• [Given information]:
————

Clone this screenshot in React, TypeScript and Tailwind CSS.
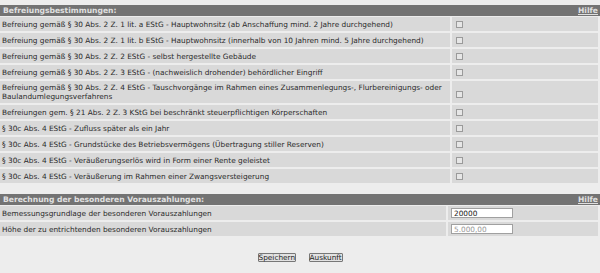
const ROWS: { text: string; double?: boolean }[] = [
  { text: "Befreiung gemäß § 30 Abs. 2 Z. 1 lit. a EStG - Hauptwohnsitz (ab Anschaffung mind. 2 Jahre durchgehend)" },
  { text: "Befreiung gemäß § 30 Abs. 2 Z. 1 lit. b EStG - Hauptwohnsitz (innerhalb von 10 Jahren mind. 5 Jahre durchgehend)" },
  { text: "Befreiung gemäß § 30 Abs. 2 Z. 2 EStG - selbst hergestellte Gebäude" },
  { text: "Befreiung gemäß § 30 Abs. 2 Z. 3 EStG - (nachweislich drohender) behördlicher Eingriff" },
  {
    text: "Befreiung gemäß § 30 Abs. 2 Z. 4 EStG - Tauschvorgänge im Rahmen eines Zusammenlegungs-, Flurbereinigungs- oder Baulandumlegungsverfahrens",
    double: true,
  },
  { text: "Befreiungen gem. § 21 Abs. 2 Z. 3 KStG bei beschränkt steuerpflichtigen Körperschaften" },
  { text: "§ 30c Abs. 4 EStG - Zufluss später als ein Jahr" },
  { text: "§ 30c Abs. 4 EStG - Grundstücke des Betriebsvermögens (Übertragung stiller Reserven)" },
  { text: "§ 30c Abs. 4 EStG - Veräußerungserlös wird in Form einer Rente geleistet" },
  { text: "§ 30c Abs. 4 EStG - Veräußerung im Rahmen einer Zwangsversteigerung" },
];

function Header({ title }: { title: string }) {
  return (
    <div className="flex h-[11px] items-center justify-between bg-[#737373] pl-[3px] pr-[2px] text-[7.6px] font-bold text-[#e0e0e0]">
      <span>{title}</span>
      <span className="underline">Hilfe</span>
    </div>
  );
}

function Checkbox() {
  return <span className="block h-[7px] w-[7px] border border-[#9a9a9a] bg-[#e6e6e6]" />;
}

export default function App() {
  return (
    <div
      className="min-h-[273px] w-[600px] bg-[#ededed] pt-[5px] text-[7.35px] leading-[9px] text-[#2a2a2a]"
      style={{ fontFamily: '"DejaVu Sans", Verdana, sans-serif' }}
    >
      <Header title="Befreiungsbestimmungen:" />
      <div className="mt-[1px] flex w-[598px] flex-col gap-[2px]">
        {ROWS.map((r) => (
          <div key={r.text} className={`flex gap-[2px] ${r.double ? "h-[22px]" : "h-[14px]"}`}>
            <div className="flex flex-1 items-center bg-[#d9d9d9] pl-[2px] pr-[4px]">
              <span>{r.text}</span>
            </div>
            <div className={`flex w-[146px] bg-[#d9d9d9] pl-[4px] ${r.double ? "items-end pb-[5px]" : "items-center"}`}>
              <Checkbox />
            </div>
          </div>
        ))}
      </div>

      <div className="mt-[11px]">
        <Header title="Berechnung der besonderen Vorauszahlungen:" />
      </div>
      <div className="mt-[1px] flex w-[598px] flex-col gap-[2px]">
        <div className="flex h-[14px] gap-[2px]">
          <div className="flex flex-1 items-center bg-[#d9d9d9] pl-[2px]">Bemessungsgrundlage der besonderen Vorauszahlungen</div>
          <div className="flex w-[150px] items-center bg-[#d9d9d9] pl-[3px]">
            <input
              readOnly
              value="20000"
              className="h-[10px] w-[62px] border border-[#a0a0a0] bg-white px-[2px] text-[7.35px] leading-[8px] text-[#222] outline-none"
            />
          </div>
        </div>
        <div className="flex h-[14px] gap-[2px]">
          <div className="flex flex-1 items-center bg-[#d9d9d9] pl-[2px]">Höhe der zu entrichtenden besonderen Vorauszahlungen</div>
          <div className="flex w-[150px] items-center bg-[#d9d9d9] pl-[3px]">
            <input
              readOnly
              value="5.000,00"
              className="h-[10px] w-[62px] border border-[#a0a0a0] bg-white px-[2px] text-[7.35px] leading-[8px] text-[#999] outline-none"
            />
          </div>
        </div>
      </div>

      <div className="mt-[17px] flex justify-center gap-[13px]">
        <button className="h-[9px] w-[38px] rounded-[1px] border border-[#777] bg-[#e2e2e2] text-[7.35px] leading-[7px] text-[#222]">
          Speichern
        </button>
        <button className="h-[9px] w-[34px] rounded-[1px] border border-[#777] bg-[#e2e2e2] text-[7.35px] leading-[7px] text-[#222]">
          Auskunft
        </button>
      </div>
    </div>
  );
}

————

• [What is required]: Replicate the material above verbatim; images stay out of the copy.

• [Answer for the task]:
Clone this screenshot in React, TypeScript and Tailwind CSS.
const ROWS: { text: string; double?: boolean }[] = [
  { text: "Befreiung gemäß § 30 Abs. 2 Z. 1 lit. a EStG - Hauptwohnsitz (ab Anschaffung mind. 2 Jahre durchgehend)" },
  { text: "Befreiung gemäß § 30 Abs. 2 Z. 1 lit. b EStG - Hauptwohnsitz (innerhalb von 10 Jahren mind. 5 Jahre durchgehend)" },
  { text: "Befreiung gemäß § 30 Abs. 2 Z. 2 EStG - selbst hergestellte Gebäude" },
  { text: "Befreiung gemäß § 30 Abs. 2 Z. 3 EStG - (nachweislich drohender) behördlicher Eingriff" },
  {
    text: "Befreiung gemäß § 30 Abs. 2 Z. 4 EStG - Tauschvorgänge im Rahmen eines Zusammenlegungs-, Flurbereinigungs- oder Baulandumlegungsverfahrens",
    double: true,
  },
  { text: "Befreiungen gem. § 21 Abs. 2 Z. 3 KStG bei beschränkt steuerpflichtigen Körperschaften" },
  { text: "§ 30c Abs. 4 EStG - Zufluss später als ein Jahr" },
  { text: "§ 30c Abs. 4 EStG - Grundstücke des Betriebsvermögens (Übertragung stiller Reserven)" },
  { text: "§ 30c Abs. 4 EStG - Veräußerungserlös wird in Form einer Rente geleistet" },
  { text: "§ 30c Abs. 4 EStG - Veräußerung im Rahmen einer Zwangsversteigerung" },
];

function Header({ title }: { title: string }) {
  return (
    <div className="flex h-[11px] items-center justify-between bg-[#737373] pl-[3px] pr-[2px] text-[7.6px] font-bold text-[#e0e0e0]">
      <span>{title}</span>
      <span className="underline">Hilfe</span>
    </div>
  );
}

function Checkbox() {
  return <span className="block h-[7px] w-[7px] border border-[#9a9a9a] bg-[#e6e6e6]" />;
}

export default function App() {
  return (
    <div
      className="min-h-[273px] w-[600px] bg-[#ededed] pt-[5px] text-[7.35px] leading-[9px] text-[#2a2a2a]"
      style={{ fontFamily: '"DejaVu Sans", Verdana, sans-serif' }}
    >
      <Header title="Befreiungsbestimmungen:" />
      <div className="mt-[1px] flex w-[598px] flex-col gap-[2px]">
        {ROWS.map((r) => (
          <div key={r.text} className={`flex gap-[2px] ${r.double ? "h-[22px]" : "h-[14px]"}`}>
            <div className="flex flex-1 items-center bg-[#d9d9d9] pl-[2px] pr-[4px]">
              <span>{r.text}</span>
            </div>
            <div className={`flex w-[146px] bg-[#d9d9d9] pl-[4px] ${r.double ? "items-end pb-[5px]" : "items-center"}`}>
              <Checkbox />
            </div>
          </div>
        ))}
      </div>

      <div className="mt-[11px]">
        <Header title="Berechnung der besonderen Vorauszahlungen:" />
      </div>
      <div className="mt-[1px] flex w-[598px] flex-col gap-[2px]">
        <div className="flex h-[14px] gap-[2px]">
          <div className="flex flex-1 items-center bg-[#d9d9d9] pl-[2px]">Bemessungsgrundlage der besonderen Vorauszahlungen</div>
          <div className="flex w-[150px] items-center bg-[#d9d9d9] pl-[3px]">
            <input
              readOnly
              value="20000"
              className="h-[10px] w-[62px] border border-[#a0a0a0] bg-white px-[2px] text-[7.35px] leading-[8px] text-[#222] outline-none"
            />
          </div>
        </div>
        <div className="flex h-[14px] gap-[2px]">
          <div className="flex flex-1 items-center bg-[#d9d9d9] pl-[2px]">Höhe der zu entrichtenden besonderen Vorauszahlungen</div>
          <div className="flex w-[150px] items-center bg-[#d9d9d9] pl-[3px]">
            <input
              readOnly
              value="5.000,00"
              className="h-[10px] w-[62px] border border-[#a0a0a0] bg-white px-[2px] text-[7.35px] leading-[8px] text-[#999] outline-none"
            />
          </div>
        </div>
      </div>

      <div className="mt-[17px] flex justify-center gap-[13px]">
        <button className="h-[9px] w-[38px] rounded-[1px] border border-[#777] bg-[#e2e2e2] text-[7.35px] leading-[7px] text-[#222]">
          Speichern
        </button>
        <button className="h-[9px] w-[34px] rounded-[1px] border border-[#777] bg-[#e2e2e2] text-[7.35px] leading-[7px] text-[#222]">
          Auskunft
        </button>
      </div>
    </div>
  );
}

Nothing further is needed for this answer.